Wednesday, 2 February 2022

On 02/02/22 11:43, Richard W.M. Jones wrote:
...
 On Wed, Feb 02, 2022 at 09:23:09AM +0100, Laszlo Ersek wrote:
> On 02/01/22 20:44, Eric Blake wrote:
>> These are the trivial patches modeled after Nir's commit 7ba6ef67,
>> fixing further places that fail to check *error during callbacks.
>
> I find these interfaces very difficult to use.
>
> https://libguestfs.org/nbd_aio_block_status.3.html
>
> We have two callbacks here, each takes a *error, and I have zero idea of
> the order the callbacks are supposed to be called in.

 The documentation is not great, but I can tell you that they are
 called in the order:

  - extent_cb (usually once, but in theory several times)
  - completion_cb (once at the end)

 The *error parameter is also not well documented, but the behaviour is:

  - There is a single error value stored for the asynch block status
    command (cmd->error).

  - *error is initialized from cmd->error on entry to the callback,
    ie. *error != 0 if an error has been reported by a previous
    callback.

  - If the callback sets *error != 0 _and_ returns -1 then cmd->error
    is updated.

  - The callback can also fail by returning -1 and not setting *error,
    in which case cmd->error is set to EPROTO (but don't do this as
    it means your program is buggy - but see below about OCaml).

  - Since there's only one error value, updating it overwrites
    previous values.

  - Returning -1 doesn't stop future callbacks, because basically we're
    pulling data off the wire and there's no way to tell the server to
    stop.  So extent and completion callbacks are still called.

  - Don't forget that its not just callbacks that can fail, commands
    can fail for other reasons, eg. network errors.  In this case the
    whole connection will drop into what we call the %DEAD state
    (because NBD can't resynchronize).  Every call returns -1 and you
    have to close and reopen the connection.  It's possible to
    explicitly test for this (nbd_aio_is_dead).

https://gitlab.com/nbdkit/libnbd/-/blob/1373d423f5ac42255fe606d2a7ab1caf1...

 To find out if a command had an error you can do either (but not both):

  - Check for *error != 0 in completion_cb.  Return 1 from
    completion_cb which auto-retires the command.

  - Call nbd_aio_command_completed which will return -1 and
    then call nbd_get_errno which will return cmd->error.  This
    also retires the command.  (Note in this case you also have
    to deal with nbd_aio_command_completed returning 0, meaning
    the command has not completed, or 1, meaning the command
    completed without error).

 The first method is what nbdcopy should be doing but isn't.

> The last paragraph of the commit message speaks about this, and the code
> updates seem to suggest some ordering, but I'm still unsure.
>
> ... In fact, I'm now uncertain whether ignoring "err" in
virt-v2v's
> "lib/utils.ml", function "get_disk_allocated", is safe.
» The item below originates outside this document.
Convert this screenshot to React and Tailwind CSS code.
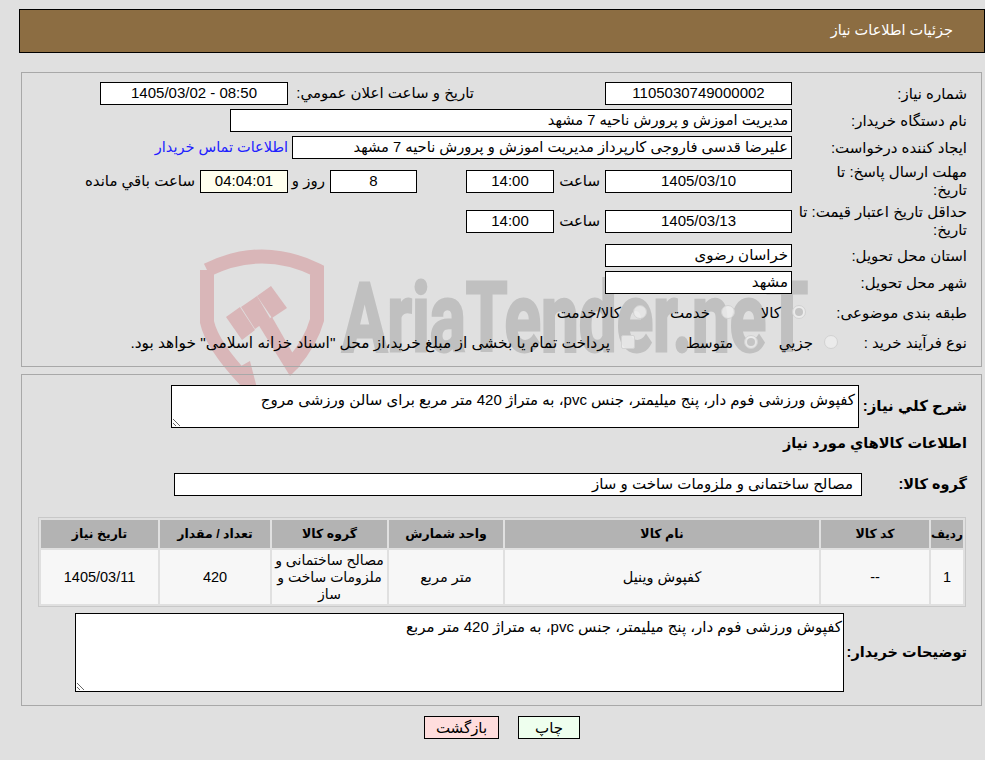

It's
a "sync"
> (not aio) nbd_block_status() call, but the documentation
> <https://libguestfs.org/nbd_block_status.3.html> says:
>
> "On entry to the callback, the error parameter contains the errno value
> of any previously detected error."

 The above applies to synch commands as well, with the difference that:

  - There's no completion callback (because there's no need for it in a
    synch call).

  - Once the command completes, it is retired and the error status is
    copied to nbd_get_errno.

  - The synch command returns -1 if there was an error or 0 if successful.

 See lib/rw.c: wait_for_command and nbd_unlocked_block_status.

 So in answer to your question, virt-v2v can ignore !err, unless there
 is a reason why you want to know if previous callbacks encountered an
 error (maybe you want to save some work).  You'll still get an
 exception thrown by NBD.block_status.

> So what should we do then, in "get_disk_allocated"? Return -1
> immediately? And if we do so, what is that going to mean for
> "NBD.block_status"? Will it raise an exception?

 All OCaml wrappers check for the underlying nbd_* call failing and
 turn that into an exception which carries the errno and error string.
 See ocaml/nbd-c.c and ocaml/helpers.c:nbd_internal_ocaml_raise_error

 In addition, when calling back into OCaml code (ie. into the extent
 callback), if the callback throws an exception then that is
 automatically turned into setting *error from the err reference and
 returning -1.

 OCaml code ought to do this when encountering an error inside the
 callback:

   if some_error then (
     err := errno;
     raise AnException
   )

 But there are a number of difficulties with that in practice:

  - OCaml functions that you call might raise exceptions which you
    don't catch, so you don't end up setting !err on all exceptions.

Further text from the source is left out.